-- start of Information shown --
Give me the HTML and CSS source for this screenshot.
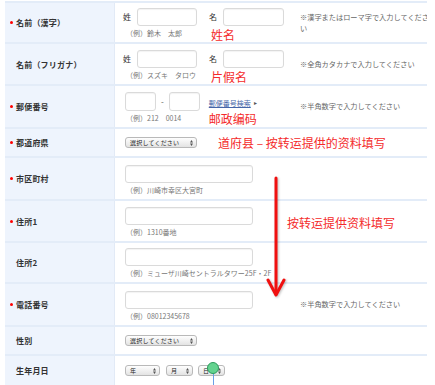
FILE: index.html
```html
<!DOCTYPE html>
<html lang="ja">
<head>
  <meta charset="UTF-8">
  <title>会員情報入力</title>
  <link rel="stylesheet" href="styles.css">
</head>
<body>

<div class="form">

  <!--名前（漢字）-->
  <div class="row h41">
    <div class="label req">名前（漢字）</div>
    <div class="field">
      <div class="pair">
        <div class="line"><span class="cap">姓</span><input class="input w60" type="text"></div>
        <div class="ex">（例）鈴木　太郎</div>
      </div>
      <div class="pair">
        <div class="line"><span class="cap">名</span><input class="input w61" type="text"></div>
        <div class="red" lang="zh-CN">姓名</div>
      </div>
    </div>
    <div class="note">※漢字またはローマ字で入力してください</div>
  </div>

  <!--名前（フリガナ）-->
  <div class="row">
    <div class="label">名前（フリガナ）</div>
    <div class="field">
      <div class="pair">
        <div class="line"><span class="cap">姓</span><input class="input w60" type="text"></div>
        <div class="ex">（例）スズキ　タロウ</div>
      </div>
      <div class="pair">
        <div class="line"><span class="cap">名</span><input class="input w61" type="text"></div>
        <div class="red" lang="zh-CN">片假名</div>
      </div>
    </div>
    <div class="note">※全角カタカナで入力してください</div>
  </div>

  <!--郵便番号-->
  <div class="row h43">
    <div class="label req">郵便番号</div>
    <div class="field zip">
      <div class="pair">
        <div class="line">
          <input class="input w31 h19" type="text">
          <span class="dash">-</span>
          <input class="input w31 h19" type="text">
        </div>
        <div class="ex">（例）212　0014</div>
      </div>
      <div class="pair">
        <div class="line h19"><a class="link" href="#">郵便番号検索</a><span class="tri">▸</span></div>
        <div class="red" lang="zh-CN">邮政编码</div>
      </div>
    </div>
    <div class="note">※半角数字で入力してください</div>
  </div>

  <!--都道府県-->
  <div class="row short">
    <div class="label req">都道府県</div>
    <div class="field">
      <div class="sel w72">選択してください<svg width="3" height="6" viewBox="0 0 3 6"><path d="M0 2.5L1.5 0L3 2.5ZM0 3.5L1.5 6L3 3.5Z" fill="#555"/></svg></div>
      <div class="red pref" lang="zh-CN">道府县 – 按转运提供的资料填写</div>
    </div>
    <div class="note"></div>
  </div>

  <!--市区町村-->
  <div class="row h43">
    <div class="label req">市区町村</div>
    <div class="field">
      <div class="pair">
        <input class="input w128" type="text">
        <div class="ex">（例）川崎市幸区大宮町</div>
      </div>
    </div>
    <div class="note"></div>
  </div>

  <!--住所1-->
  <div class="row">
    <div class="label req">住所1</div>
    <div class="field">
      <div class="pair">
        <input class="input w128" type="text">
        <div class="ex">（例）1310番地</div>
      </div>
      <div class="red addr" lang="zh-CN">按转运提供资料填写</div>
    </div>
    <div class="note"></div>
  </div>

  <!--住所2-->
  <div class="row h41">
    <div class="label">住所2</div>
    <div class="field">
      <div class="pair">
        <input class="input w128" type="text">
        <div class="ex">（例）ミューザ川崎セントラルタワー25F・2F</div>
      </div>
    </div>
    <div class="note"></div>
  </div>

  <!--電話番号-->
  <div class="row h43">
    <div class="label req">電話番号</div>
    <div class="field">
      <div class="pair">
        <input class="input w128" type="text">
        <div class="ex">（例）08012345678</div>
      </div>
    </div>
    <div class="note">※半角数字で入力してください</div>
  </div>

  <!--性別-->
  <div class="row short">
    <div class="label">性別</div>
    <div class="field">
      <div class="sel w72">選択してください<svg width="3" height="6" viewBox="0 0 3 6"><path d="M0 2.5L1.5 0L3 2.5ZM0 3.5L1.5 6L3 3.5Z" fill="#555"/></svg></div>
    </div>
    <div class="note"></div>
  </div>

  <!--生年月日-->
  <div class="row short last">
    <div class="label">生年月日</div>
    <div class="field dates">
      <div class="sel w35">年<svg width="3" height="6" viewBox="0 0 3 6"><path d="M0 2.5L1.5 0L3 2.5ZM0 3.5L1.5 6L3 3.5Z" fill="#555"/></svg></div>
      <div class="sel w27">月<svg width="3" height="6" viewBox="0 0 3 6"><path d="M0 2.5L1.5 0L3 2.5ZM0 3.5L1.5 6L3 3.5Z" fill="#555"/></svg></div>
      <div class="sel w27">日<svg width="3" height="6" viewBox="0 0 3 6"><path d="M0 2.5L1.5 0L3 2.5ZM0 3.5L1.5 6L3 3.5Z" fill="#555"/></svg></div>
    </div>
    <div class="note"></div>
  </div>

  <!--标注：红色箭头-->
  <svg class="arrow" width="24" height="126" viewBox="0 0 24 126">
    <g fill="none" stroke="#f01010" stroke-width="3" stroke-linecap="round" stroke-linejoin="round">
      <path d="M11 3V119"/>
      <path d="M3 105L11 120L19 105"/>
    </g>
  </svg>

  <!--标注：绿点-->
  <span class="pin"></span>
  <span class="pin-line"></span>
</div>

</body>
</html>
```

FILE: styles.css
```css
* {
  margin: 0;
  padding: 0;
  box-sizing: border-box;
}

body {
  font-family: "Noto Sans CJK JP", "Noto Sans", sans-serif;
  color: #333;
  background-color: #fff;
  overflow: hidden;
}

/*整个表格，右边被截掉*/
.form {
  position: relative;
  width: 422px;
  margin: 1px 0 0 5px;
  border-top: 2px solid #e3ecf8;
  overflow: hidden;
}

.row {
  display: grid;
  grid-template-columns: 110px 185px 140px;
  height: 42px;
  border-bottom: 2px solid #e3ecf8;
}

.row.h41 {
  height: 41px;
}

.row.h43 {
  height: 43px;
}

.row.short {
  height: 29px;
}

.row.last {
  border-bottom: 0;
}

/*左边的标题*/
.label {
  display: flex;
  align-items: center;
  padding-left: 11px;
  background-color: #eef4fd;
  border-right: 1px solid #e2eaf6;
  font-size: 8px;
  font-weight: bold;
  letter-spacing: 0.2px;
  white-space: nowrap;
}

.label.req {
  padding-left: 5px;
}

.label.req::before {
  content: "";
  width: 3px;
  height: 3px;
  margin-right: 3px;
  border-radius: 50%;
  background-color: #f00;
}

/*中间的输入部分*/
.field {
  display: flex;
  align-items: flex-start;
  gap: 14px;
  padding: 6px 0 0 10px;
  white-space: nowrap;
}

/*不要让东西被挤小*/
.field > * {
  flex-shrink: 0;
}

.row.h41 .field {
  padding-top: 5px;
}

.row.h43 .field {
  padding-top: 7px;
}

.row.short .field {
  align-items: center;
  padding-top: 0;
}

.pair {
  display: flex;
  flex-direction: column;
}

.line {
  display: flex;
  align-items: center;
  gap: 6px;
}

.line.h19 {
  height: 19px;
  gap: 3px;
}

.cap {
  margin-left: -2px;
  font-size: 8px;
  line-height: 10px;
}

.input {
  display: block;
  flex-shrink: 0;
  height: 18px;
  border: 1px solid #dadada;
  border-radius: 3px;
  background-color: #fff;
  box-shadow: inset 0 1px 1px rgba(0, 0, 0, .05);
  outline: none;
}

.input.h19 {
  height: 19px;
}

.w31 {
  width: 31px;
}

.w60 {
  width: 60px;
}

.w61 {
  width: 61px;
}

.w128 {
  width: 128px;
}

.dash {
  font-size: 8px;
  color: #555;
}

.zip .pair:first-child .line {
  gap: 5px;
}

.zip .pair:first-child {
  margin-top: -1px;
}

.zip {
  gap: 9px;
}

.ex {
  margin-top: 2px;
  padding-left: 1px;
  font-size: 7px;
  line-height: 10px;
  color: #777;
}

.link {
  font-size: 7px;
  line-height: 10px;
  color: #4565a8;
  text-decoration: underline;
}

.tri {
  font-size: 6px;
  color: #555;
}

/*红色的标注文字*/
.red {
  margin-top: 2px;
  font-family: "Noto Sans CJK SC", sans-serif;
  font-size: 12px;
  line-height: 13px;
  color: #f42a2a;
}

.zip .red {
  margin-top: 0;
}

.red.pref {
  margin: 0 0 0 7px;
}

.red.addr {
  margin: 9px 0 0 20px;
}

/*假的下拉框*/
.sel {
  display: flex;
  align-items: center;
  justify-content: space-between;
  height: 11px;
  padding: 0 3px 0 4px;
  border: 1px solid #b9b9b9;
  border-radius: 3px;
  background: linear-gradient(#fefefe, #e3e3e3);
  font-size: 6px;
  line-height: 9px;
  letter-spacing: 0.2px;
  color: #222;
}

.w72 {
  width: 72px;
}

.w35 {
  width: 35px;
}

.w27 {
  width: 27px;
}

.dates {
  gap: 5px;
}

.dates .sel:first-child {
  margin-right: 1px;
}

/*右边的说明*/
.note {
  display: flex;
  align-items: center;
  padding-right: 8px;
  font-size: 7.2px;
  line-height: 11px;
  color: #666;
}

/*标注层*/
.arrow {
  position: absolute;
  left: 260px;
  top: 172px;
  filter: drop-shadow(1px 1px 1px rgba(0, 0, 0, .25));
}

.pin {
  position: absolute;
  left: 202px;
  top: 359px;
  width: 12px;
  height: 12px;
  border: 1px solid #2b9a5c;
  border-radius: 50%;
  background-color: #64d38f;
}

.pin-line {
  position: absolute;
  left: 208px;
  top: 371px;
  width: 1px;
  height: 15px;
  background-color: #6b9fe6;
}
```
-- end of Information shown --
-- start of Information shown --
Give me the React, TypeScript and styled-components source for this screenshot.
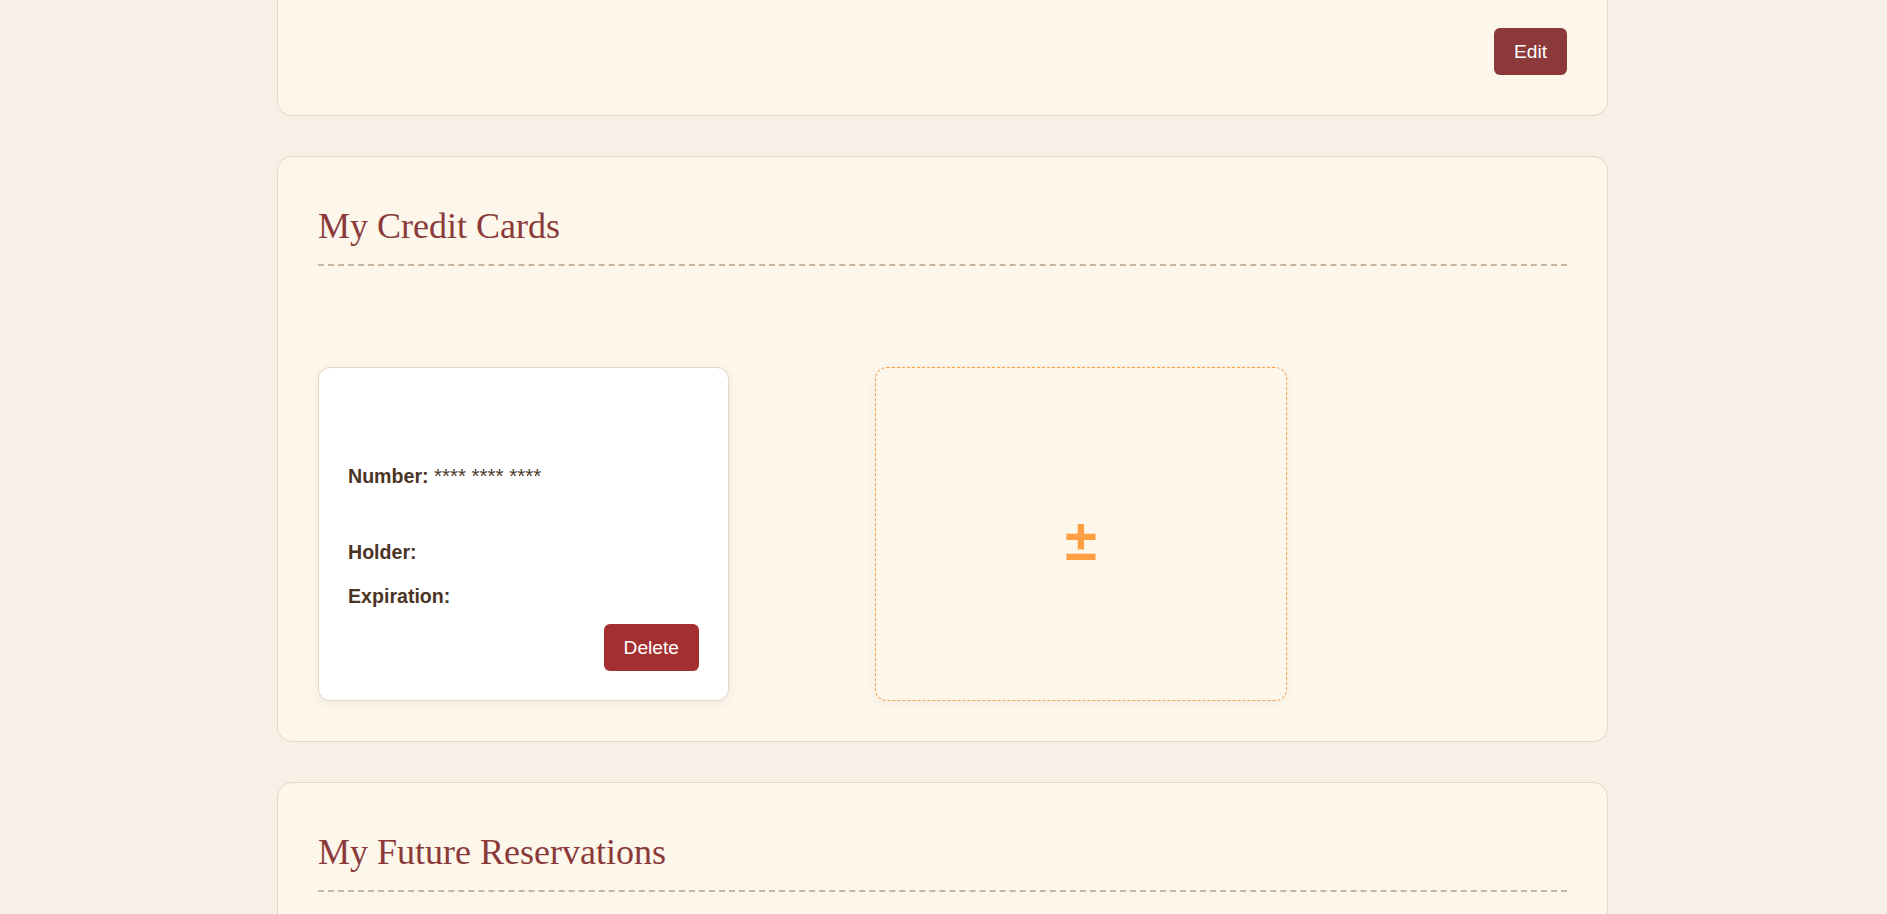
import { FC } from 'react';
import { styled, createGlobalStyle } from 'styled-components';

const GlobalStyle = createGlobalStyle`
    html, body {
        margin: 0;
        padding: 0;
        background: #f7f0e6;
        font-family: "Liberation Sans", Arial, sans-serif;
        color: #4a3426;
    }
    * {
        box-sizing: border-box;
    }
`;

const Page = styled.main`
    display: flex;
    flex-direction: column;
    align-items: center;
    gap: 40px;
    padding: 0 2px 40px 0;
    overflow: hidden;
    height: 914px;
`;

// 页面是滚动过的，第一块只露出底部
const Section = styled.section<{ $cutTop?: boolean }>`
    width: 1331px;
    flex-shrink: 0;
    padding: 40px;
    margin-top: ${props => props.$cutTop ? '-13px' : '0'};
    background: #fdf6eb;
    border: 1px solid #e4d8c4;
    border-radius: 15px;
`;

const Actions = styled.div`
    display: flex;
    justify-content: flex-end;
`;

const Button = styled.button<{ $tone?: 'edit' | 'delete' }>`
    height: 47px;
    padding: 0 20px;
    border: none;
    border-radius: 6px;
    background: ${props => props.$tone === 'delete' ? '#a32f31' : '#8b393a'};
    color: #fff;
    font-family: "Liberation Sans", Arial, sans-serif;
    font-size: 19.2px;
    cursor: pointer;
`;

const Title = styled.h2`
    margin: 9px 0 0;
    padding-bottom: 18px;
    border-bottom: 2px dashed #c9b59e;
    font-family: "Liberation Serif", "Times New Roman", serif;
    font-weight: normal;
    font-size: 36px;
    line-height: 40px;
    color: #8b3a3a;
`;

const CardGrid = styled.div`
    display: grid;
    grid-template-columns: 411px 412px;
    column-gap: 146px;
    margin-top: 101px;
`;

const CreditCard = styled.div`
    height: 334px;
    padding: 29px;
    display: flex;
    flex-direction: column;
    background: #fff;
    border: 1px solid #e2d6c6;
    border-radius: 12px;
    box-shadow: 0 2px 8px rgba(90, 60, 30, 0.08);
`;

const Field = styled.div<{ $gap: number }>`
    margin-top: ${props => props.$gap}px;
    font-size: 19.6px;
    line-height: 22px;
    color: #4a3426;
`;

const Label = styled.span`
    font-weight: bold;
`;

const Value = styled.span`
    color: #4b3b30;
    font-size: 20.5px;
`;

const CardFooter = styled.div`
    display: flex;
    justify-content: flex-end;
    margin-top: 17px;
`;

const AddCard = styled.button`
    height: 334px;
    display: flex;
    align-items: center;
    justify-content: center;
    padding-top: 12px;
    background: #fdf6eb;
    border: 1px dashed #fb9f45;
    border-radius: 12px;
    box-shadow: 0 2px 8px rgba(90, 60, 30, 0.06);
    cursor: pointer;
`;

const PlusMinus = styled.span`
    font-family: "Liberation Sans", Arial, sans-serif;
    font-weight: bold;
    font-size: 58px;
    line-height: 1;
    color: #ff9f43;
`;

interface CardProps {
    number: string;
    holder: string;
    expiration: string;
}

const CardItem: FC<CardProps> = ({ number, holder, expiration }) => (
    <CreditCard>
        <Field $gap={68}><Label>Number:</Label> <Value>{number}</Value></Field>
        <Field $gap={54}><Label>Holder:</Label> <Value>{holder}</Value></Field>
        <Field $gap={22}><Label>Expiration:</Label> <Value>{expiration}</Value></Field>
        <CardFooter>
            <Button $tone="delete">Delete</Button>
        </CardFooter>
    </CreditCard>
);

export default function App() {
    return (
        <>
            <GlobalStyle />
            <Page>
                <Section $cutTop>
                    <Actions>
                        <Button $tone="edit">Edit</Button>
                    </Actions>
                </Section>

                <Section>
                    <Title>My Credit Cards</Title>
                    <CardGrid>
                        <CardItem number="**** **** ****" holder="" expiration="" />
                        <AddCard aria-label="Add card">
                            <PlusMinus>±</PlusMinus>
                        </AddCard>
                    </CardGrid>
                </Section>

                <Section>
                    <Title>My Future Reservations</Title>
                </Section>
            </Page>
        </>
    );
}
-- end of Information shown --
**Problem requirements:** Say how many lines of the data hold the string "Give". Reply with the number alone.

**Solved problem:** 2